Sur la raison d'être justement, "la crise nous renforce dans nos convictions", soutient Christophe Fargier. Car pour ce deuxième confinement, le Ninkasi n'a pas fermé et fait de la vente à emporter ou en livraison. En général, cette activité représente 10 % du chiffre d'affaires et pourrait même monter jusqu'à 20 %, mais ce ne peut être la raison d'être du lieu. "Nous ne sommes pas très armés pour affronter la crise, sur notre fronton il y a écrit : lieu de brassage".

Pour autant, la crise sanitaire peut aussi se révéler contre toute attente, comme un accélérateur pour les initiatives en matière de transparence : "La RSE constitue un cri d'urgence qui va faire prendre de l'ampleur et pourrait devenir demain un élément structurant dans la stratégie des entreprises", anticipe Léo Astorino.

Du côté des chiffres, le Ninkasi tente de tenir la barre comme ses confrères depuis la fermeture des bars et restaurants : mais la pandémie aura déjà engendré 6 millions d'euros de pertes pour le groupe, sur un chiffre d'affaires habituellement porté à 30 millions d'euros. Pour l'heure, le brasseur-restaurateur est parvenu à conserver 265 de ses 30 équivalents temps pleins, en faisant appel à différents degrés de chômage partiel en fonction des activités (fonctions support, brassage, événementiel, etc).
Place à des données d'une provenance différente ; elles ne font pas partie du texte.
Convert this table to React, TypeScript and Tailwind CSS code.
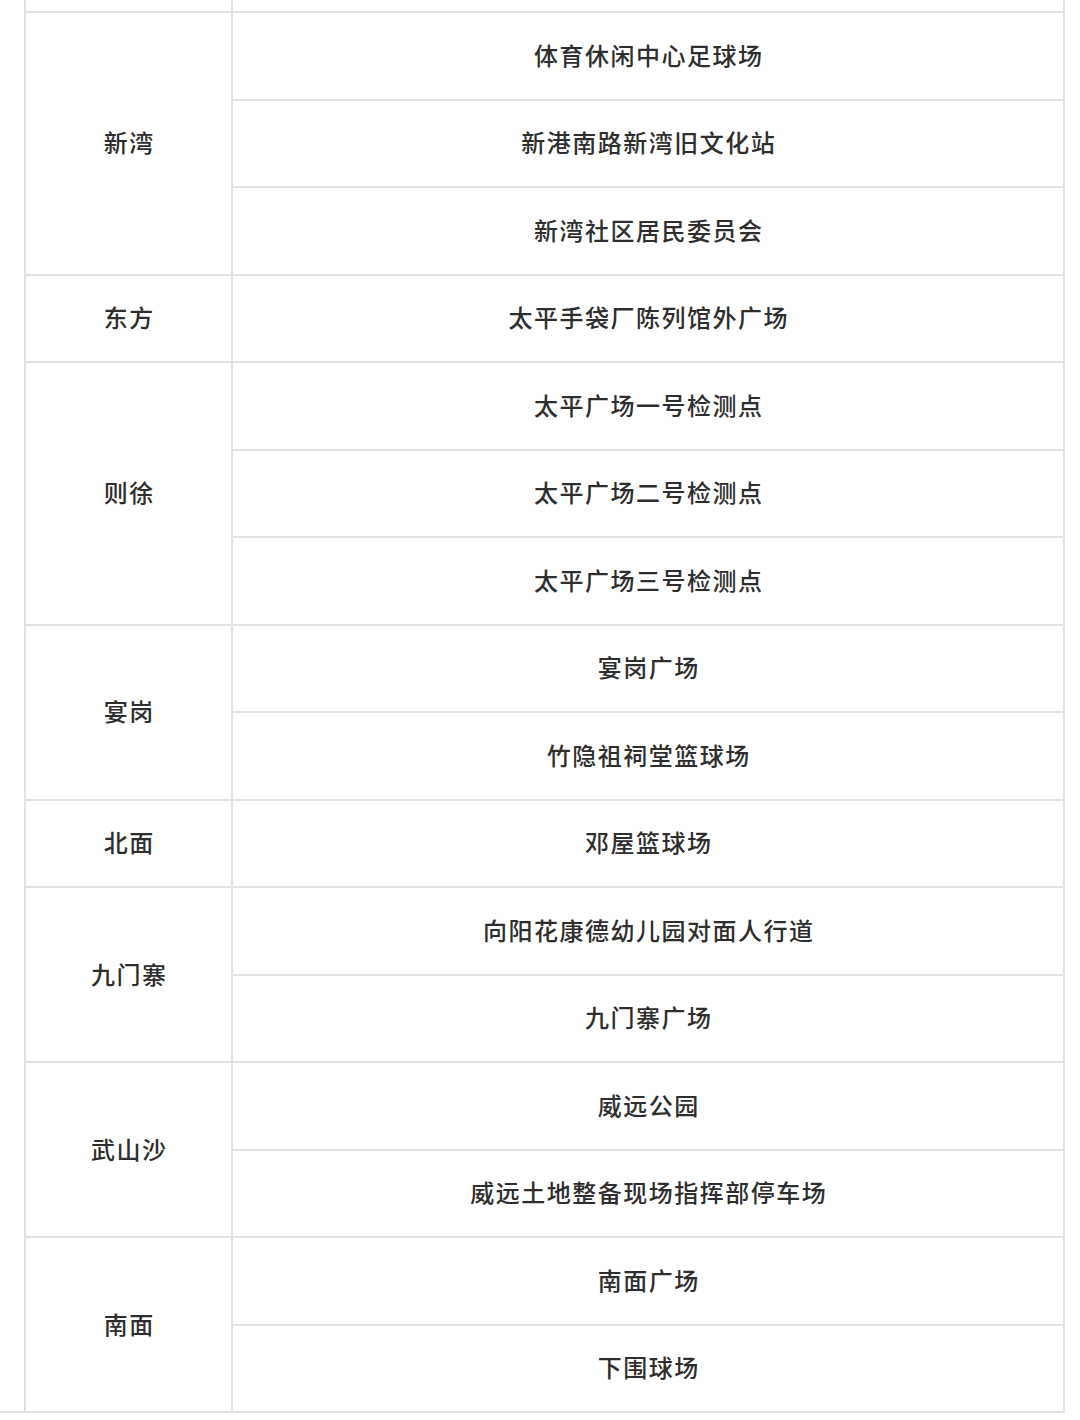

Reste que, crise sanitaire ou pas, Christophe Fargier compte toujours sur l'ouverture de 5 Ninkasi en 2021 : à Dijon, l'OL Valllée, Valence, Mâcon et Chambéry et souhaite même " aller poser un drapeau à Paris" dans les mois à venir. Son projet d'ouverture d'une nouvelle usine de brassage à Tarare est lui aussi toujours maintenu pour 2023.